Distributing food to those in need has been an ongoing service of the Y, which also has academic enrichment programs and other learning opportunities for youngsters at its YMCA Program at Lincoln International Studies School and other locations. It is supported by individual contributions and grants received by the Y as well as some state funding.
“While we will receive some reimbursement through the state, that is the least of our concerns,” Davis says of the community meals project. “Our goal and that of the Sherman Lake YMCA is to make sure our families survive this crisis. And it starts with making sure children and families don’t go hungry.”
He says it has been fun to see people’s surprised reactions to the effort. “They see the Y as a place to swim and gym; a place to work out,” Davis says.
Mentioning the Y’s earliest mission as the Young Men’s Christian Association – to offer a safe place for young men in large cities – he says the Y has evolved into much more than that.
“The Y has continually tried to identify and meet critical community needs,” he says. “In the crisis we’re in now, the most critical needs we see evolving are the ones none of us thought we’d see. Those are families left without healthy, nutritious food because schools are closed for the pandemic.”

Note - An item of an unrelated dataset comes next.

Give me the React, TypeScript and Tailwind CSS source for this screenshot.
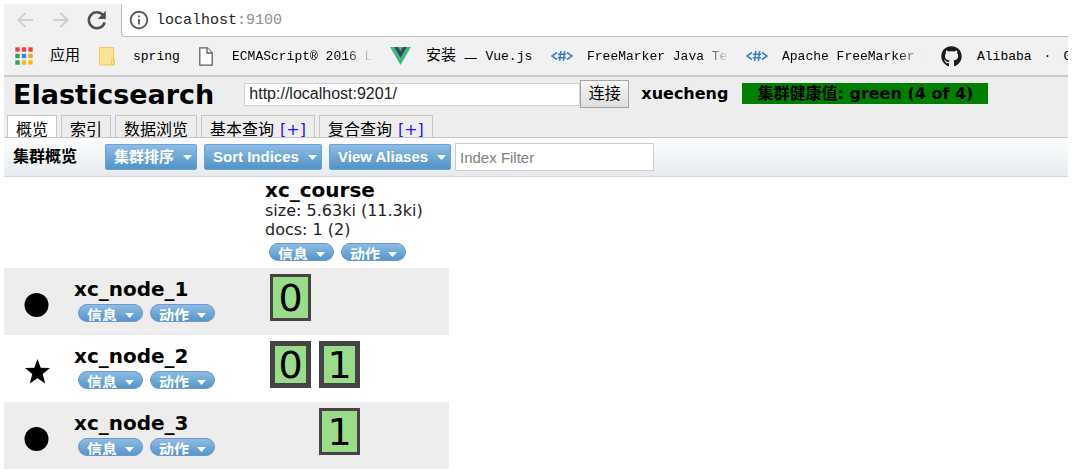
import type { ReactNode } from "react";
import { FaGithub } from "react-icons/fa";
import { MdArrowBack, MdArrowForward, MdInfoOutline } from "react-icons/md";

function Caret() {
  return (
    <svg width="9" height="5" viewBox="0 0 9 5" fill="currentColor" aria-hidden="true">
      <path d="M0 0h9L4.500 5z" />
    </svg>
  );
}

function ReloadIcon() {
  return (
    <svg width="20" height="20" viewBox="0 0 20 20" aria-hidden="true">
      <path d="M16.200 5.300A8 8 0 1 0 17.600 12.300" fill="none" stroke="currentColor" strokeWidth="2.600" />
      <path d="M18.800.8v8.100h-8.100z" fill="currentColor" />
    </svg>
  );
}

function AppsIcon() {
  const colors = ["#ea4335", "#ea4335", "#ea4335", "#34a05a", "#2d8cf0", "#f5a623", "#34a05a", "#f9b80c", "#f9b80c"];
  return (
    <svg width="18" height="18" viewBox="0 0 18 18" aria-hidden="true">
      {colors.map((c, i) => (
        <rect key={i} x={(i % 3) * 6.5 + 0.3} y={Math.floor(i / 3) * 6.5 + 0.3} width="4.4" height="4.4" fill={c} />
      ))}
    </svg>
  );
}

function FolderIcon() {
  return (
    <svg width="16" height="19" viewBox="0 0 16 19" aria-hidden="true">
      <path d="M.5.5h14v12h1v5.500H.5z" fill="#fde293" stroke="#edc95c" />
      <path d="M12.500 17.500v-5h2.500v5z" fill="#fde293" stroke="#edc95c" />
    </svg>
  );
}

function PageIcon() {
  return (
    <svg width="14" height="19" viewBox="0 0 14 19" fill="#fff" stroke="#5f5f5f" strokeWidth="1.300" aria-hidden="true">
      <path d="M.8.8h7.400l5 5v12.400H.8z" />
      <path d="M8 .8V6h5.200" />
    </svg>
  );
}

function VueIcon() {
  return (
    <svg width="21" height="18" viewBox="0 0 21 18" aria-hidden="true">
      <path d="M0 0h21L10.500 18z" fill="#41b883" />
      <path d="M4.200 0h12.600L10.500 10.800z" fill="#35495e" />
      <path d="M8 0h5l-2.500 4.200z" fill="#41b883" />
    </svg>
  );
}

function FreeMarkerIcon() {
  return (
    <svg width="22" height="12" viewBox="0 0 22 12" fill="none" stroke="#3f7fcf" strokeWidth="1.600" aria-hidden="true">
      <path d="M6 2.500L1 6l5 3.500M16 2.500L21 6l-5 3.500M9.800 1L8.600 11M13.600 1l-1.200 10M7 4.200h8.200M6.800 7.800h8.200" />
    </svg>
  );
}

function Bookmark({ icon, children, className = "" }: { icon: ReactNode; children: ReactNode; className?: string }) {
  return (
    <a href="#" className="flex shrink-0 items-center">
      {icon}
      <span className={`flex items-center overflow-hidden pt-0.5 whitespace-pre ${className}`}>{children}</span>
    </a>
  );
}

const fade = "[mask-image:linear-gradient(to_right,black_80%,transparent)]";

function Pills() {
  return (
    <div className="flex gap-[7px] pl-1">
      {["信息", "动作"].map((t) => (
        <button
          key={t}
          type="button"
          className="flex h-[18px] w-[65px] items-start justify-center gap-2 overflow-hidden rounded-full border border-[#6f96cf] bg-linear-to-b from-[#8dbce4] to-[#5596c8] text-[15px] leading-[22px] font-bold text-white"
        >
          {t}
          <span className="pt-2">
            <Caret />
          </span>
        </button>
      ))}
    </div>
  );
}

function MenuButton({ label, className = "" }: { label: string; className?: string }) {
  return (
    <button
      type="button"
      className={`flex h-[26px] items-center justify-between rounded-xs border border-[#6f9fd6] bg-linear-to-b from-[#8dbce4] to-[#4f93c6] pr-1 pl-2 font-bold whitespace-nowrap text-white ${className}`}
    >
      {label}
      <Caret />
    </button>
  );
}

const tabs = [
  { label: "概览", active: true },
  { label: "索引" },
  { label: "数据浏览" },
  { label: "基本查询", plus: true },
  { label: "复合查询", plus: true },
];

type Shard = { id: number; primary: boolean } | null;

const nodes: { name: string; master: boolean; shards: Shard[] }[] = [
  { name: "xc_node_1", master: false, shards: [{ id: 0, primary: false }, null] },
  { name: "xc_node_2", master: true, shards: [{ id: 0, primary: true }, { id: 1, primary: true }] },
  { name: "xc_node_3", master: false, shards: [null, { id: 1, primary: false }] },
];

function ShardTile({ shard }: { shard: Shard }) {
  if (!shard) return <div className="w-[41px]" />;
  return (
    <button
      type="button"
      className={`flex h-[47px] w-[41px] items-center justify-center border-[#444] bg-[#99dd88] text-[38px] leading-none ${shard.primary ? "border-[5px]" : "border-[3px]"}`}
    >
      {shard.id}
    </button>
  );
}

export default function App() {
  return (
    <div className="overflow-hidden bg-white pt-1 pr-[21px] pl-1 font-['DejaVu_Sans','Noto_Sans_CJK_SC',sans-serif] text-base text-black">
      <header className="bg-[#f1f1f1] font-['Liberation_Mono','Noto_Sans_CJK_SC',monospace]">
        <div className="flex h-[33px]">
          <nav className="flex w-[117px] shrink-0 items-center gap-3 border-b border-[#f1f1f1] pl-[9px]">
            <button type="button" aria-label="Back" className="text-[#cfcfcf]">
              <MdArrowBack size={24} />
            </button>
            <button type="button" aria-label="Forward" className="text-[#cfcfcf]">
              <MdArrowForward size={24} />
            </button>
            <button type="button" aria-label="Reload" className="ml-0.5 text-[#505050]">
              <ReloadIcon />
            </button>
          </nav>
          <div className="flex flex-1 items-center gap-1.5 rounded-bl-sm border-b border-l border-[#bdbdbd] bg-white pl-1.5 text-[15px] text-[#222]">
            <MdInfoOutline size={22} color="#5a5a5a" />
            <span className="pt-0.5">
              localhost<span className="text-[#909090]">:9100</span>
            </span>
          </div>
        </div>
        <div className="flex h-10 items-center overflow-hidden border-b-2 border-[#c9c9c9] pl-[11px] text-[13px]">
          <Bookmark icon={<AppsIcon />} className="ml-[17px] w-[49px] text-[15px]">
            应用
          </Bookmark>
          <Bookmark icon={<FolderIcon />} className="ml-[18px] w-[66px]">
            spring
          </Bookmark>
          <Bookmark icon={<PageIcon />} className={`mr-[17px] ml-[19px] w-[141px] ${fade}`}>
            ECMAScript® 2016 L
          </Bookmark>
          <Bookmark icon={<VueIcon />} className="ml-[15px] w-[125px] gap-2">
            <span className="text-[15px]">安装</span>
            <span className="font-['Noto_Sans_CJK_SC',sans-serif] text-[15px]">—</span>
            <span>Vue.js</span>
          </Bookmark>
          <Bookmark icon={<FreeMarkerIcon />} className={`mr-4 ml-[14px] w-[143px] ${fade}`}>
            FreeMarker Java Te
          </Bookmark>
          <Bookmark icon={<FreeMarkerIcon />} className={`mr-4 ml-[14px] w-[143px] ${fade}`}>
            Apache FreeMarker L
          </Bookmark>
          <Bookmark icon={<FaGithub size={21} color="#1b1b1b" />} className="ml-[15px] gap-3">
            <span>Alibaba</span>
            <span>·</span>
            <span>G</span>
          </Bookmark>
        </div>
      </header>

      <section className="border-b border-[#c6c6c6] bg-[#ededed]">
        <div className="flex h-[38px] items-start pl-[9px]">
          <h1 className="mr-[30px] text-[27px] leading-9 font-bold">Elasticsearch</h1>
          <form className="flex items-center pt-[3px]" onSubmit={(e) => e.preventDefault()}>
            <input
              aria-label="Cluster address"
              defaultValue="http://localhost:9201/"
              className="h-[23px] w-[336px] border border-[#d0d0d0] bg-white px-1 font-['Liberation_Sans',sans-serif] text-[#222]"
            />
            <button
              type="button"
              className="h-7 w-[49px] border border-[#a5a5a5] bg-linear-to-b from-[#f6f6f6] to-[#dedede] leading-none"
            >
              连接
            </button>
          </form>
          <strong className="ml-3 leading-[34px]">xuecheng</strong>
          <strong className="mt-1.5 ml-3.5 h-[21px] bg-[#008000] px-[15px] leading-[22px] whitespace-nowrap">
            集群健康值: green (4 of 4)
          </strong>
        </div>
        <nav className="flex gap-1 pl-[3px]">
          {tabs.map((t) => (
            <a
              key={t.label}
              href="#"
              className={`flex h-[22px] gap-1.5 overflow-hidden border-x border-t border-[#c6c6c6] px-2 leading-7 ${t.active ? "bg-white" : "bg-[#ededed]"}`}
            >
              {t.label}
              {t.plus && <span className="text-[#2a12ff]">[+]</span>}
            </a>
          ))}
        </nav>
      </section>

      <section className="flex h-[39px] items-center border-b border-[#d2d7dc] bg-linear-to-b from-[#fdfefe] to-[#e6eaee] pl-[9px] font-['Liberation_Sans','Noto_Sans_CJK_SC',sans-serif] text-[15px]">
        <h2 className="mr-7 text-base font-bold">集群概览</h2>
        <div className="flex items-center gap-[7px]">
          <MenuButton label="集群排序" className="w-[92px]" />
          <MenuButton label="Sort Indices" className="w-[118px]" />
          <MenuButton label="View Aliases" className="w-[122px]" />
        </div>
        <input
          aria-label="Index Filter"
          placeholder="Index Filter"
          className="ml-1 h-7 w-[199px] border border-[#ccc] bg-white px-1 placeholder:text-[#808080]"
        />
      </section>

      <table className="border-collapse text-left">
        <thead>
          <tr className="h-[91px] align-top">
            <td className="w-[70px]" />
            <td className="w-[191px]" />
            <th scope="col" className="w-[184px] pt-0.5 font-normal">
              <div className="text-xl leading-[22px] font-bold">xc_course</div>
              <div className="leading-[19px] text-[#222]">size: 5.63ki (11.3ki)</div>
              <div className="mb-1 leading-[19px] text-[#222]">docs: 1 (2)</div>
              <Pills />
            </th>
          </tr>
        </thead>
        <tbody>
          {nodes.map((n) => (
            <tr key={n.name} className="h-[67px] align-top odd:bg-[#ededed]">
              <td className="pt-6 pl-5">
                <svg width="26" height="26" viewBox="0 0 26 26" aria-hidden="true">
                  {n.master ? (
                    <path d="M13.500 0l3.200 8.800 9.300.3-7.300 5.800 2.500 9.600L13.500 19.200 5.800 24.500l2.500-9.600L1 9.100l9.300-.3z" />
                  ) : (
                    <circle cx="12.500" cy="13" r="12" />
                  )}
                </svg>
              </td>
              <th scope="row" className="pt-2.5 text-xl leading-[22px] font-bold">
                <div className="mb-1">{n.name}</div>
                <Pills />
              </th>
              <td className="pt-1.5 pl-[5px]">
                <div className="flex gap-2">
                  {n.shards.map((s, i) => (
                    <ShardTile key={i} shard={s} />
                  ))}
                </div>
              </td>
            </tr>
          ))}
        </tbody>
      </table>
    </div>
  );
}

He says the YMCA is trying to help build a stronger community by stepping up to fill a void that some would see as non-traditional for the Y.
“But it’s part of who we are as an organization,” Davis says. “It’s part of our DNA as an organization to be nimble and adaptable in identifying community needs and trying to meet them.”
He says anyone interested in contributing to support the effort or to volunteer, may contact
him here.
There is also information about the organization’s pandemic relief efforts on
its main page and via its
Y-COVID page:
Although the Y closed on March 16 to help prevent the spread of the coronavirus, it is offering some online programs, such as virtual workout opportunities.
Information about efforts at the Sherman Lake YMCA Outdoor Center is
available here.
The schedule for lunch deliveries through the Meals for the Community program will be:
• 11 to 11:20 a.m. at Gull Run/Gull Prairie Apartments, 4495 Gull Run Drive;
• 11:30 to 11:50 a.m. at Riverview Co-op, 1028 Bridge St.
The schedule for dinner deliveries will be:
• 4 to 4:20 p.m. at Savannah Trace Town Homes, 5066 Meadows Blvd.;
• 4:30 to 4:50 p.m. at the Douglass Community Association, 1000 W. Paterson St.
Davis says those locations are expected to augment some of the food distribution work that is already being done by the Kalamazoo Public Schools. “We picked sites that would be helpful to augment and supplement, without overlapping what they’re doing,” Davis says.
Through its after-school and summertime programs, the YMCA of Greater Kalamazoo served 21,542 snacks and 577 meals during 2019. Starting in January of 2020, it began serving dinner every day in the middle school program at its Maple Street location. It has averaged 52 meals per day.
When school is in session, its school-age child care program sees a total of 444 youngsters each school day. They include: 67 youngsters at King-Westwood Elementary; 44 at the Maple Street Y location; 52 at Milwood Elementary; 81 at Parkwood-Upjohn; 46 at Prairie Ridge; and 79 at Winchell. That afterschool program sees another 60 to 75 youngsters at Lincoln International Studies School.